▶ **DATA SUPPLIED**:

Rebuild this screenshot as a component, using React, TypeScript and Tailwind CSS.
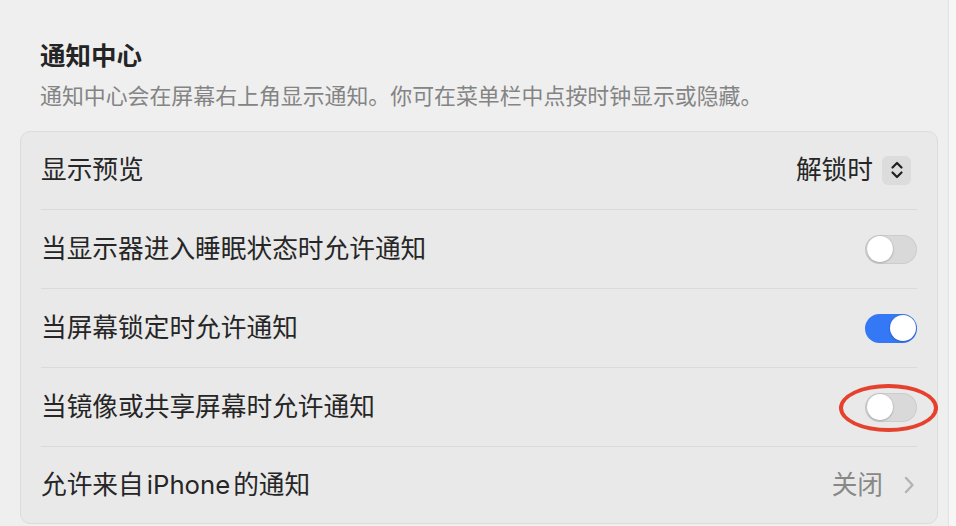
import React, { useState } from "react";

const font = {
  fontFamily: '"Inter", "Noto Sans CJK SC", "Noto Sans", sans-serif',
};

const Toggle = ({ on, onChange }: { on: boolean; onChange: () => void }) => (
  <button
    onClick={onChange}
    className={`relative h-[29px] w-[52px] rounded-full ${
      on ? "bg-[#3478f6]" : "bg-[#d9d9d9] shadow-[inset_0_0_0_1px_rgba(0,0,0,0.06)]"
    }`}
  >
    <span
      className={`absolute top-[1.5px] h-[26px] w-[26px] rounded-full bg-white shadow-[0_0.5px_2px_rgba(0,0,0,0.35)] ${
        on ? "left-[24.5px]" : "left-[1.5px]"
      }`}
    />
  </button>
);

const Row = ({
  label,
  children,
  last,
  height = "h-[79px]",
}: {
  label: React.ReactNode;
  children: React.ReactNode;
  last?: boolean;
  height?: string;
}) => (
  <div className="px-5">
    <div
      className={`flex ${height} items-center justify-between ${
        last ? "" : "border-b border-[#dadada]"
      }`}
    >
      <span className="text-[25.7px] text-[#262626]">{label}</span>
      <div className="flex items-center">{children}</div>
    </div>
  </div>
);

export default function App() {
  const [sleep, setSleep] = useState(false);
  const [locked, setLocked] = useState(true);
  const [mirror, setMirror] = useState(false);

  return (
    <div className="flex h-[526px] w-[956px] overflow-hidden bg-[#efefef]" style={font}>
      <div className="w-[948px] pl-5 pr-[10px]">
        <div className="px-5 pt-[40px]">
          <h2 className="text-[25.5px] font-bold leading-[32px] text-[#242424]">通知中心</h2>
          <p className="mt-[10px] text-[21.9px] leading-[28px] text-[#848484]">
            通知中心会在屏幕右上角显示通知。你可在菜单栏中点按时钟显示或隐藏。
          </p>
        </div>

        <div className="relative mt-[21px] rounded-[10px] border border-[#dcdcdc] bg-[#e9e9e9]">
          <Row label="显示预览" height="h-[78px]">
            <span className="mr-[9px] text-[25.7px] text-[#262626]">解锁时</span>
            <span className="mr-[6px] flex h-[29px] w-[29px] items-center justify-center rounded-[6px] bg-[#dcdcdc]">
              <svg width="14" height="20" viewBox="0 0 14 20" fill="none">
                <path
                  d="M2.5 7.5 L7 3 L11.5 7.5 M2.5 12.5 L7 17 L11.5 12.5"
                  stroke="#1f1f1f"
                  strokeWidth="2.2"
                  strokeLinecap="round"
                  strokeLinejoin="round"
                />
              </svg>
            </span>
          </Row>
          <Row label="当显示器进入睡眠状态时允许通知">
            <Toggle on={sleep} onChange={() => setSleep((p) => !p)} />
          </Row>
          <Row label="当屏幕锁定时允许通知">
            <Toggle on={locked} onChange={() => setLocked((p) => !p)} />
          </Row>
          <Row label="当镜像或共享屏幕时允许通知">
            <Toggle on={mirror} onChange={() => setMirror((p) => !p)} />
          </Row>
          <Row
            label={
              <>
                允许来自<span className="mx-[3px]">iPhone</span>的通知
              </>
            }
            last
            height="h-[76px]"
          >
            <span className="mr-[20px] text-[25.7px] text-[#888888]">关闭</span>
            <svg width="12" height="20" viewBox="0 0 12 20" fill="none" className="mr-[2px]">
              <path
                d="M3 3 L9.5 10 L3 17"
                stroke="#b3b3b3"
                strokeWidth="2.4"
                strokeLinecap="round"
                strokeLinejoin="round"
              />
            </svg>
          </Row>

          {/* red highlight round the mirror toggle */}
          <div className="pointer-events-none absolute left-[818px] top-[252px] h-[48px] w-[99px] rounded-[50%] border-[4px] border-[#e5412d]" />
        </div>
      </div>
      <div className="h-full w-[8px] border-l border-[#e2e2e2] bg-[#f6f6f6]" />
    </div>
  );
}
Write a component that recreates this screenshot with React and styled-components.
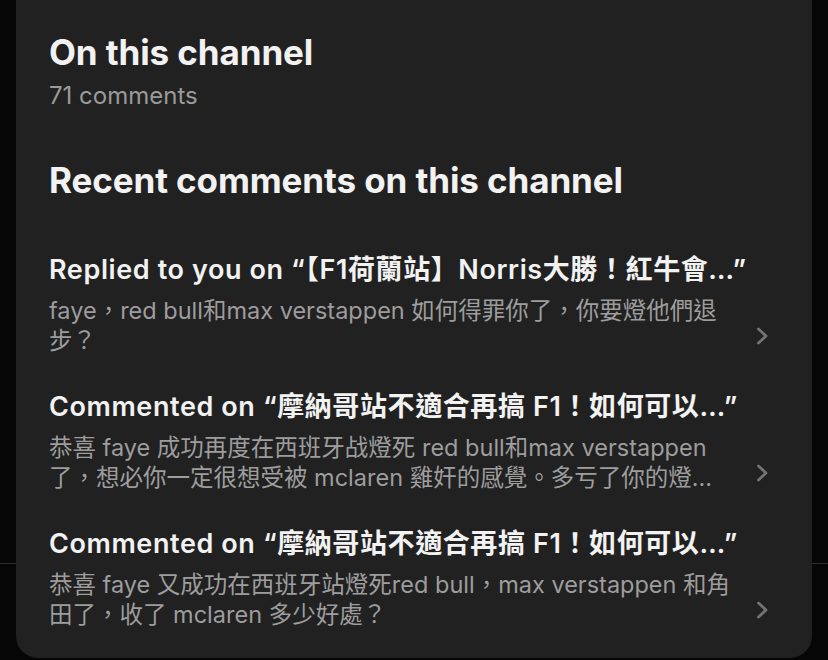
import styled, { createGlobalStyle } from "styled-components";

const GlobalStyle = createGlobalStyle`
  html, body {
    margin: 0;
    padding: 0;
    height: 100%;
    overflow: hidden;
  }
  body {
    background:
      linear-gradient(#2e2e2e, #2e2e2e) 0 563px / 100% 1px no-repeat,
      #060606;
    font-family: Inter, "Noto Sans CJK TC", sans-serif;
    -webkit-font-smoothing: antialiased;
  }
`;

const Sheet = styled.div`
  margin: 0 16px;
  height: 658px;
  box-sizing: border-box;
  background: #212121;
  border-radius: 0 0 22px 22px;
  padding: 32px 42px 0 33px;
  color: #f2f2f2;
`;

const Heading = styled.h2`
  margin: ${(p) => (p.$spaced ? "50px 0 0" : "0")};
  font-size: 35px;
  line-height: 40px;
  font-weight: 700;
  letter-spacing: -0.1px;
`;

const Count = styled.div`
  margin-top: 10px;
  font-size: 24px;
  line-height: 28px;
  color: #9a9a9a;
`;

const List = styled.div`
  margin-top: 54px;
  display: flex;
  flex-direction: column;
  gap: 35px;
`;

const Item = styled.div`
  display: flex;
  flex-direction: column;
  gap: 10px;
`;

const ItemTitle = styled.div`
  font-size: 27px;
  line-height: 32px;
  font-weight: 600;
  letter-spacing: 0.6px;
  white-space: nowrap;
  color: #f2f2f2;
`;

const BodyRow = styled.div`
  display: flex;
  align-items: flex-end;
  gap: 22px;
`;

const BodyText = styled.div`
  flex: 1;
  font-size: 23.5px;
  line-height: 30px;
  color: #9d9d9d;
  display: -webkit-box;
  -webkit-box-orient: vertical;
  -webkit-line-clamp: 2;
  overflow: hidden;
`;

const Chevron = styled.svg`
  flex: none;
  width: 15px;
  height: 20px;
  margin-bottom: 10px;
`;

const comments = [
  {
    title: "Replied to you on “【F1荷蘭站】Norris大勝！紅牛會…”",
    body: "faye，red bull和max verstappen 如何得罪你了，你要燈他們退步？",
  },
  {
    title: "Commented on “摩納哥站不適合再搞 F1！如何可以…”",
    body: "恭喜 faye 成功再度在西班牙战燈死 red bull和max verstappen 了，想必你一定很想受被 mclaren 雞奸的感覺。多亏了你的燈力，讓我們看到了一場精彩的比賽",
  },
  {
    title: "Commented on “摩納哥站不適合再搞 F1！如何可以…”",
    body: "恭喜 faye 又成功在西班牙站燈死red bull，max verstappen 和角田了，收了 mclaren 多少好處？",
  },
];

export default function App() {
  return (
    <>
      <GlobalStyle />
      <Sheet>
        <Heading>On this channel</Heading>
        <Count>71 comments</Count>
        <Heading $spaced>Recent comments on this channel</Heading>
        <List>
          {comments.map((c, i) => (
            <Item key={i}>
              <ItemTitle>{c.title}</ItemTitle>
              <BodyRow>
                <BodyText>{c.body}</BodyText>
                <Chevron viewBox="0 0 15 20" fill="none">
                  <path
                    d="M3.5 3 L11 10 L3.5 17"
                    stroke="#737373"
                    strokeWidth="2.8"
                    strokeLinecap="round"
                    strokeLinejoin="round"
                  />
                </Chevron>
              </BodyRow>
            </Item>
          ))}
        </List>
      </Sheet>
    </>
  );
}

▶ **TASK TO COMPLETE**: Repeat each entry above word for word, leaving every picture out.

▶ **WRITTEN RESPONSE**:
Rebuild this screenshot as a component, using React, TypeScript and Tailwind CSS.
import React, { useState } from "react";

const font = {
  fontFamily: '"Inter", "Noto Sans CJK SC", "Noto Sans", sans-serif',
};

const Toggle = ({ on, onChange }: { on: boolean; onChange: () => void }) => (
  <button
    onClick={onChange}
    className={`relative h-[29px] w-[52px] rounded-full ${
      on ? "bg-[#3478f6]" : "bg-[#d9d9d9] shadow-[inset_0_0_0_1px_rgba(0,0,0,0.06)]"
    }`}
  >
    <span
      className={`absolute top-[1.5px] h-[26px] w-[26px] rounded-full bg-white shadow-[0_0.5px_2px_rgba(0,0,0,0.35)] ${
        on ? "left-[24.5px]" : "left-[1.5px]"
      }`}
    />
  </button>
);

const Row = ({
  label,
  children,
  last,
  height = "h-[79px]",
}: {
  label: React.ReactNode;
  children: React.ReactNode;
  last?: boolean;
  height?: string;
}) => (
  <div className="px-5">
    <div
      className={`flex ${height} items-center justify-between ${
        last ? "" : "border-b border-[#dadada]"
      }`}
    >
      <span className="text-[25.7px] text-[#262626]">{label}</span>
      <div className="flex items-center">{children}</div>
    </div>
  </div>
);

export default function App() {
  const [sleep, setSleep] = useState(false);
  const [locked, setLocked] = useState(true);
  const [mirror, setMirror] = useState(false);

  return (
    <div className="flex h-[526px] w-[956px] overflow-hidden bg-[#efefef]" style={font}>
      <div className="w-[948px] pl-5 pr-[10px]">
        <div className="px-5 pt-[40px]">
          <h2 className="text-[25.5px] font-bold leading-[32px] text-[#242424]">通知中心</h2>
          <p className="mt-[10px] text-[21.9px] leading-[28px] text-[#848484]">
            通知中心会在屏幕右上角显示通知。你可在菜单栏中点按时钟显示或隐藏。
          </p>
        </div>

        <div className="relative mt-[21px] rounded-[10px] border border-[#dcdcdc] bg-[#e9e9e9]">
          <Row label="显示预览" height="h-[78px]">
            <span className="mr-[9px] text-[25.7px] text-[#262626]">解锁时</span>
            <span className="mr-[6px] flex h-[29px] w-[29px] items-center justify-center rounded-[6px] bg-[#dcdcdc]">
              <svg width="14" height="20" viewBox="0 0 14 20" fill="none">
                <path
                  d="M2.5 7.5 L7 3 L11.5 7.5 M2.5 12.5 L7 17 L11.5 12.5"
                  stroke="#1f1f1f"
                  strokeWidth="2.2"
                  strokeLinecap="round"
                  strokeLinejoin="round"
                />
              </svg>
            </span>
          </Row>
          <Row label="当显示器进入睡眠状态时允许通知">
            <Toggle on={sleep} onChange={() => setSleep((p) => !p)} />
          </Row>
          <Row label="当屏幕锁定时允许通知">
            <Toggle on={locked} onChange={() => setLocked((p) => !p)} />
          </Row>
          <Row label="当镜像或共享屏幕时允许通知">
            <Toggle on={mirror} onChange={() => setMirror((p) => !p)} />
          </Row>
          <Row
            label={
              <>
                允许来自<span className="mx-[3px]">iPhone</span>的通知
              </>
            }
            last
            height="h-[76px]"
          >
            <span className="mr-[20px] text-[25.7px] text-[#888888]">关闭</span>
            <svg width="12" height="20" viewBox="0 0 12 20" fill="none" className="mr-[2px]">
              <path
                d="M3 3 L9.5 10 L3 17"
                stroke="#b3b3b3"
                strokeWidth="2.4"
                strokeLinecap="round"
                strokeLinejoin="round"
              />
            </svg>
          </Row>

          {/* red highlight round the mirror toggle */}
          <div className="pointer-events-none absolute left-[818px] top-[252px] h-[48px] w-[99px] rounded-[50%] border-[4px] border-[#e5412d]" />
        </div>
      </div>
      <div className="h-full w-[8px] border-l border-[#e2e2e2] bg-[#f6f6f6]" />
    </div>
  );
}
Write a component that recreates this screenshot with React and styled-components.
import styled, { createGlobalStyle } from "styled-components";

const GlobalStyle = createGlobalStyle`
  html, body {
    margin: 0;
    padding: 0;
    height: 100%;
    overflow: hidden;
  }
  body {
    background:
      linear-gradient(#2e2e2e, #2e2e2e) 0 563px / 100% 1px no-repeat,
      #060606;
    font-family: Inter, "Noto Sans CJK TC", sans-serif;
    -webkit-font-smoothing: antialiased;
  }
`;

const Sheet = styled.div`
  margin: 0 16px;
  height: 658px;
  box-sizing: border-box;
  background: #212121;
  border-radius: 0 0 22px 22px;
  padding: 32px 42px 0 33px;
  color: #f2f2f2;
`;

const Heading = styled.h2`
  margin: ${(p) => (p.$spaced ? "50px 0 0" : "0")};
  font-size: 35px;
  line-height: 40px;
  font-weight: 700;
  letter-spacing: -0.1px;
`;

const Count = styled.div`
  margin-top: 10px;
  font-size: 24px;
  line-height: 28px;
  color: #9a9a9a;
`;

const List = styled.div`
  margin-top: 54px;
  display: flex;
  flex-direction: column;
  gap: 35px;
`;

const Item = styled.div`
  display: flex;
  flex-direction: column;
  gap: 10px;
`;

const ItemTitle = styled.div`
  font-size: 27px;
  line-height: 32px;
  font-weight: 600;
  letter-spacing: 0.6px;
  white-space: nowrap;
  color: #f2f2f2;
`;

const BodyRow = styled.div`
  display: flex;
  align-items: flex-end;
  gap: 22px;
`;

const BodyText = styled.div`
  flex: 1;
  font-size: 23.5px;
  line-height: 30px;
  color: #9d9d9d;
  display: -webkit-box;
  -webkit-box-orient: vertical;
  -webkit-line-clamp: 2;
  overflow: hidden;
`;

const Chevron = styled.svg`
  flex: none;
  width: 15px;
  height: 20px;
  margin-bottom: 10px;
`;

const comments = [
  {
    title: "Replied to you on “【F1荷蘭站】Norris大勝！紅牛會…”",
    body: "faye，red bull和max verstappen 如何得罪你了，你要燈他們退步？",
  },
  {
    title: "Commented on “摩納哥站不適合再搞 F1！如何可以…”",
    body: "恭喜 faye 成功再度在西班牙战燈死 red bull和max verstappen 了，想必你一定很想受被 mclaren 雞奸的感覺。多亏了你的燈力，讓我們看到了一場精彩的比賽",
  },
  {
    title: "Commented on “摩納哥站不適合再搞 F1！如何可以…”",
    body: "恭喜 faye 又成功在西班牙站燈死red bull，max verstappen 和角田了，收了 mclaren 多少好處？",
  },
];

export default function App() {
  return (
    <>
      <GlobalStyle />
      <Sheet>
        <Heading>On this channel</Heading>
        <Count>71 comments</Count>
        <Heading $spaced>Recent comments on this channel</Heading>
        <List>
          {comments.map((c, i) => (
            <Item key={i}>
              <ItemTitle>{c.title}</ItemTitle>
              <BodyRow>
                <BodyText>{c.body}</BodyText>
                <Chevron viewBox="0 0 15 20" fill="none">
                  <path
                    d="M3.5 3 L11 10 L3.5 17"
                    stroke="#737373"
                    strokeWidth="2.8"
                    strokeLinecap="round"
                    strokeLinejoin="round"
                  />
                </Chevron>
              </BodyRow>
            </Item>
          ))}
        </List>
      </Sheet>
    </>
  );
}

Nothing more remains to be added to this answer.